The company, which launched out of stealth mode in May with $14.6 million in venture financing, specializes in data governance for data lakes, which are collections of largely unstructured data that aren’t organized according to a schema, which is a visual representation of the relationship between tables in a database. Schemas are typically applied to structured data prior to being used in production, but unstructured data can defy such rigid classification.
“All of the functionality that we’ve become used to in the world of relational databases has been missing from data lakes,” said Okera CEO Amandeep Khurana. ” We’re bringing that functionality.”
The new release of Okera’s Active Data Access Platform features what the company calls “intelligent schema management,” which it says enables data administrators to automatically discover new data sets, infer their schemas and assign universal access permissions at a fine-grained level.
It also features a new file system manager that the company said streamlines the discovery, access, governance and use of unstructured data in S3 data stores. Supported analytics platforms include Amazon’s Elastic Map Reduce, Apache Hive, Apache Presto, Apache Spark and business intelligence software from from Tableau Software Inc., Birst Inc. and Qlik Inc.
The platform is similar to a data catalog in that it enables data to be registered and governed according to an assigned set of metadata. However, “Most catalogs focus on business metadata. We are the technical and operational metadata,” Khurana said. “With schema ingest, we’re making life easier for the data producer who’s on-boarding the data set.”

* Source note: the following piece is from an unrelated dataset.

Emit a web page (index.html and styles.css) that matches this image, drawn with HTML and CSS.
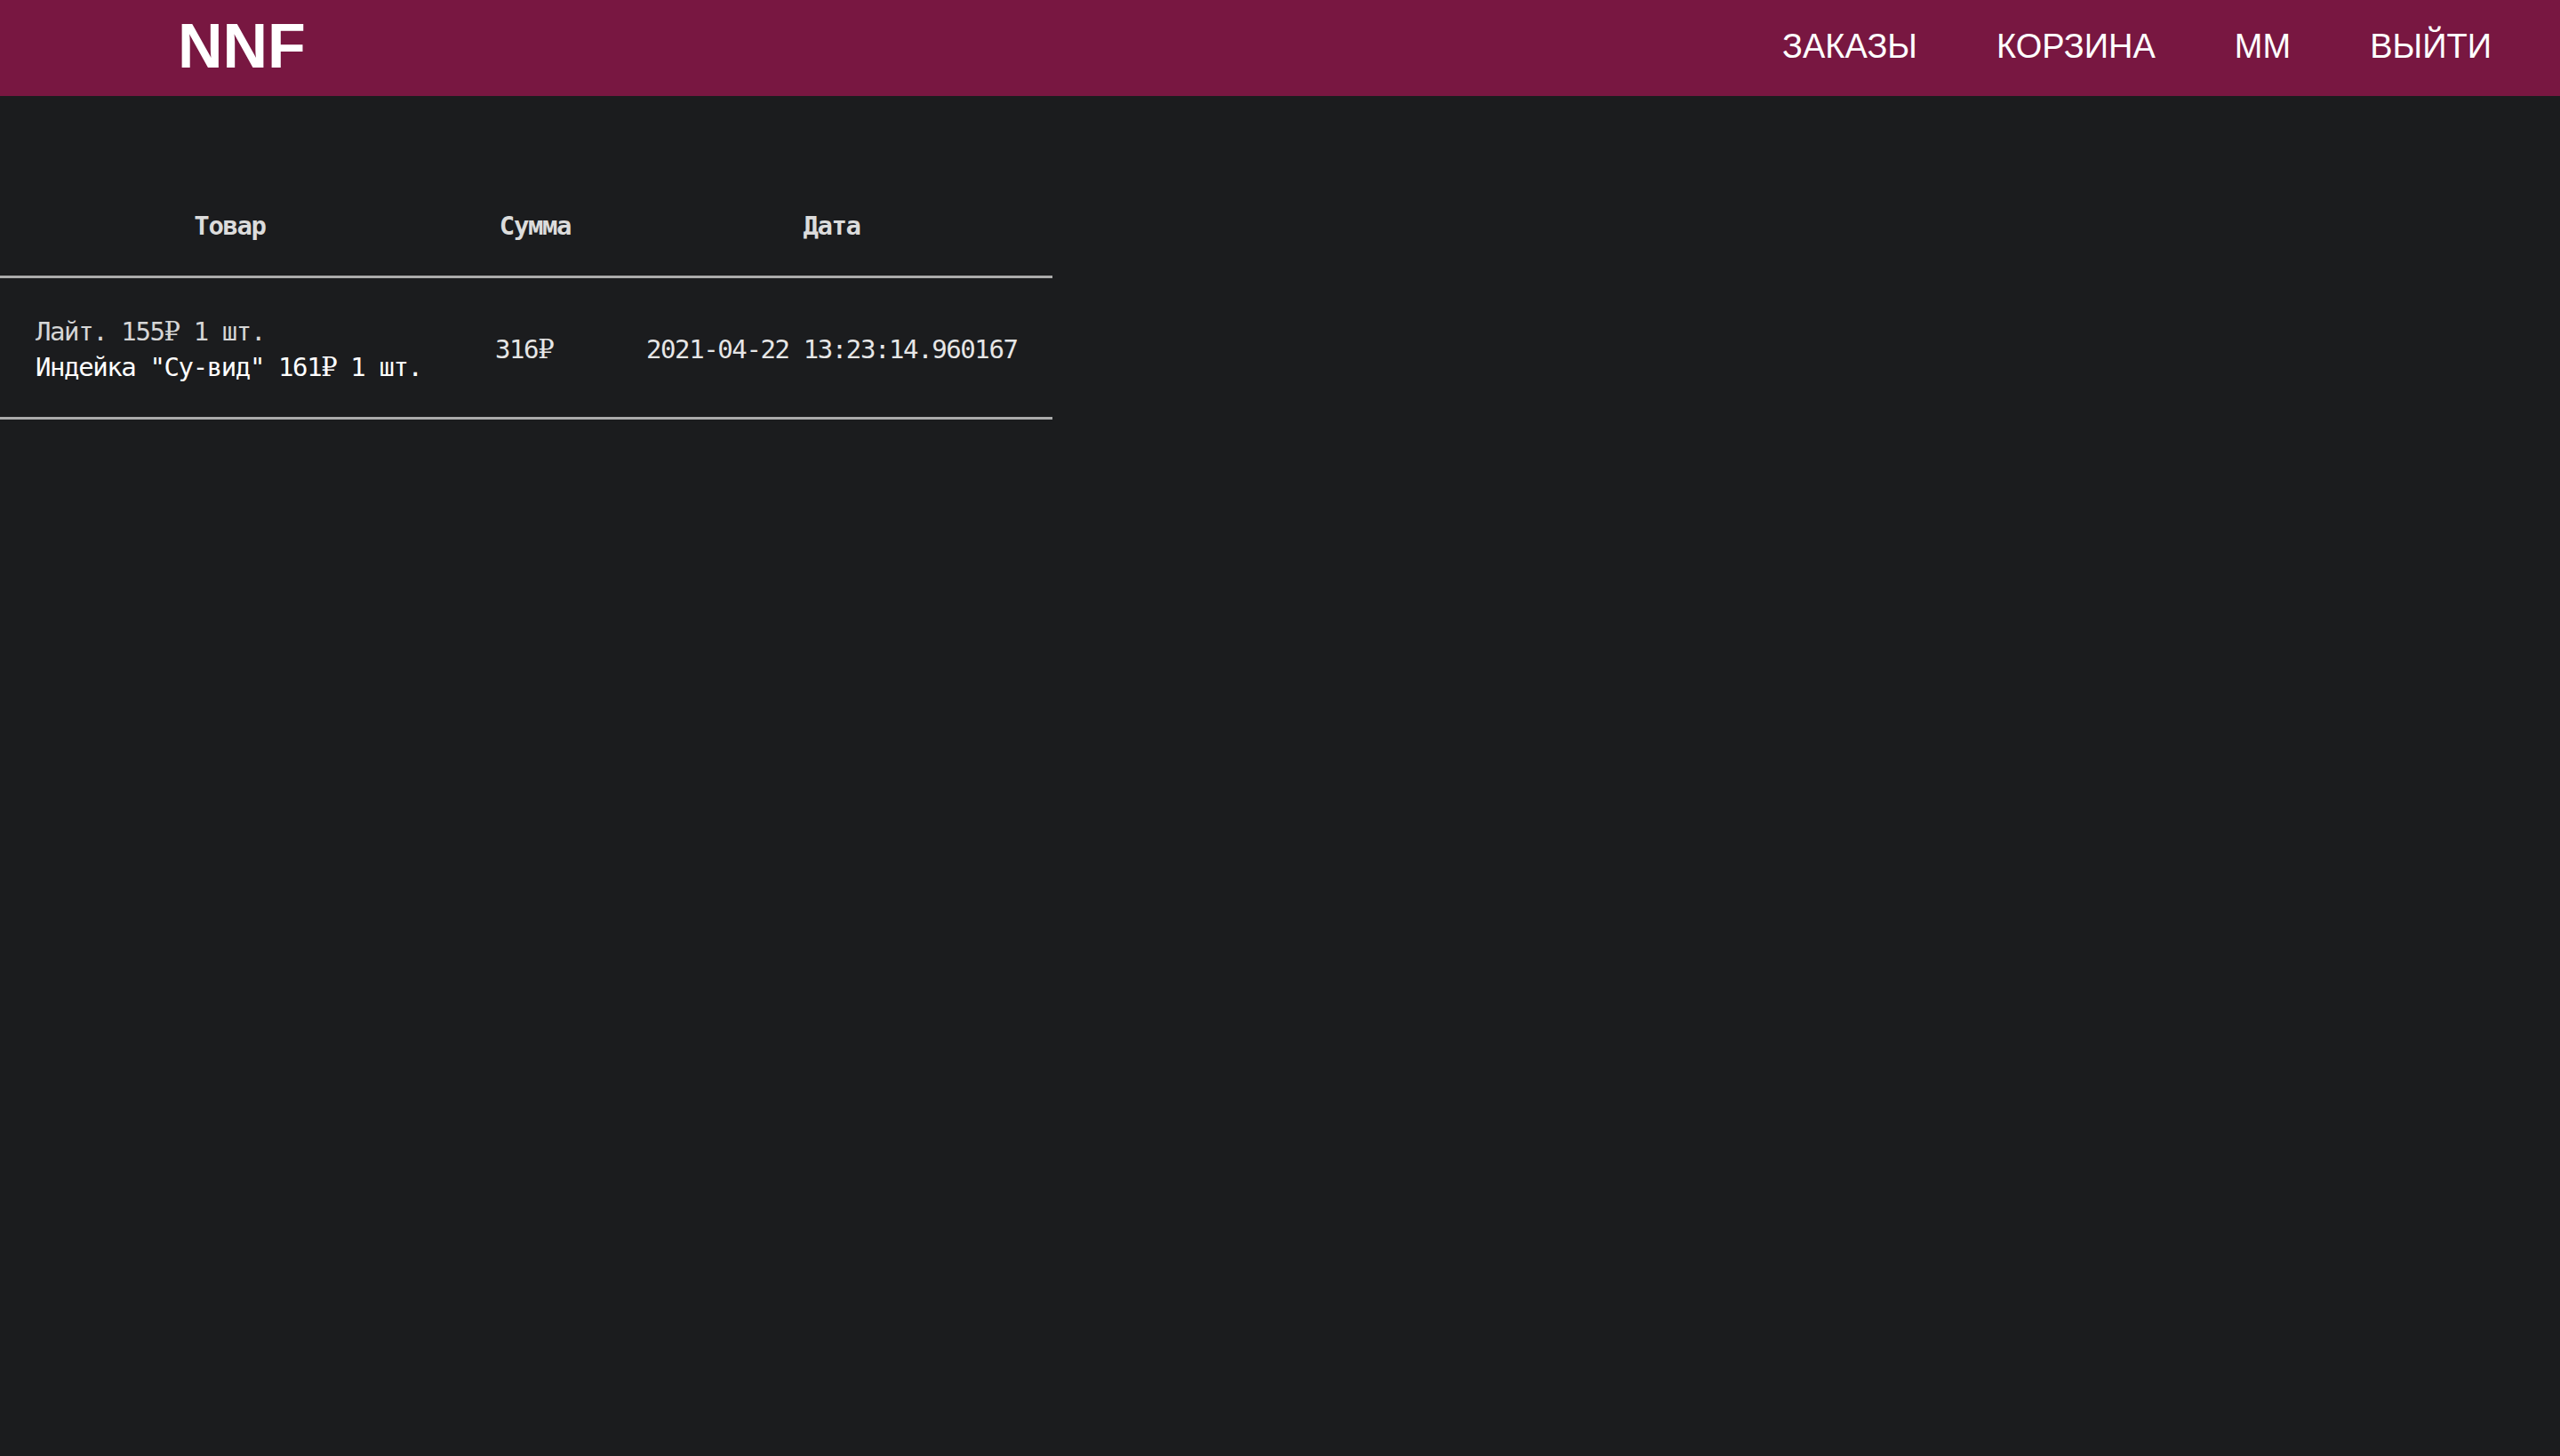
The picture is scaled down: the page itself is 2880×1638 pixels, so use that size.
FILE: index.html
```html
<!DOCTYPE html>
<html lang="ru">
<head>
<meta charset="utf-8">
<title>NNF — Заказы</title>
<link rel="stylesheet" href="styles.css">
</head>
<body>
<header class="topbar">
  <a class="logo" href="#">NNF</a>
  <nav class="nav">
    <a class="nav-link" href="#">ЗАКАЗЫ</a>
    <a class="nav-link" href="#">КОРЗИНА</a>
    <a class="nav-link" href="#">ММ</a>
    <a class="nav-link" href="#">ВЫЙТИ</a>
  </nav>
</header>
<main class="content">
  <table class="orders">
    <thead>
      <tr>
        <th class="col-item">Товар</th>
        <th class="col-sum">Сумма</th>
        <th class="col-date">Дата</th>
      </tr>
    </thead>
    <tbody>
      <tr>
        <td class="col-item">
          <div class="item item-dim">Лайт. 155<span class="rub">₽</span> 1 шт.</div>
          <div class="item">Индейка "Су-вид" 161<span class="rub">₽</span> 1 шт.</div>
        </td>
        <td class="col-sum">316<span class="rub">₽</span></td>
        <td class="col-date">2021-04-22 13:23:14.960167</td>
      </tr>
    </tbody>
  </table>
</main>
</body>
</html>
```
FILE: styles.css
```css
html, body {
  margin: 0;
  padding: 0;
}
body {
  background: #1b1c1e;
  min-height: 1638px;
  font-family: "DejaVu Sans Mono", "Liberation Mono", monospace;
  color: #e4e4e4;
}
.topbar {
  height: 108px;
  background: #781741;
  display: flex;
  align-items: center;
  justify-content: space-between;
  padding: 0 77px 4px 200px;
  box-sizing: border-box;
}
.logo {
  font-family: "Liberation Sans", Arial, sans-serif;
  font-weight: 700;
  font-size: 70px;
  line-height: 1;
  color: #ffffff;
  text-decoration: none;
}
.nav {
  display: flex;
  gap: 89px;
}
.nav-link {
  font-family: "Liberation Sans", Arial, sans-serif;
  font-size: 38px;
  line-height: 1;
  color: #ffffff;
  text-decoration: none;
}
.content {
  padding-top: 86px;
}
.orders {
  border-collapse: collapse;
  table-layout: fixed;
  width: 1183px;
  font-size: 29px;
  letter-spacing: -1.4px;
  line-height: 40px;
}
.orders th {
  font-weight: 700;
  color: #dcdcdc;
  text-align: center;
  padding: 40px 40px 36px;
  border-bottom: 3px solid #ababab;
}
.orders td {
  text-align: left;
  vertical-align: middle;
  padding: 40px 40px 36px;
  border-bottom: 3px solid #ababab;
  white-space: nowrap;
  color: #e6e6e6;
}
.col-item { width: 437px; }
.col-sum { width: 90px; }
.col-date { width: 417px; }
.item { color: #ffffff; }
.item-dim { color: #d6d6d6; }
.rub {
  font-family: "DejaVu Serif", "Liberation Serif", serif;
}
```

Data lakes have been plagued by a lack of tools to provide structure and access control, both of which are essential to performing reliable analysis without risking inadvertent disclosure.
Okera says its platform not only enables administrators keep track of all their data in one place but also enforce access rules down to the field level. Okera says it can automate these administrative procedures at scale, and that it is already managing multi petabyte data lakes for customers.
Pricing is based on usage, but Okera didn’t provide details.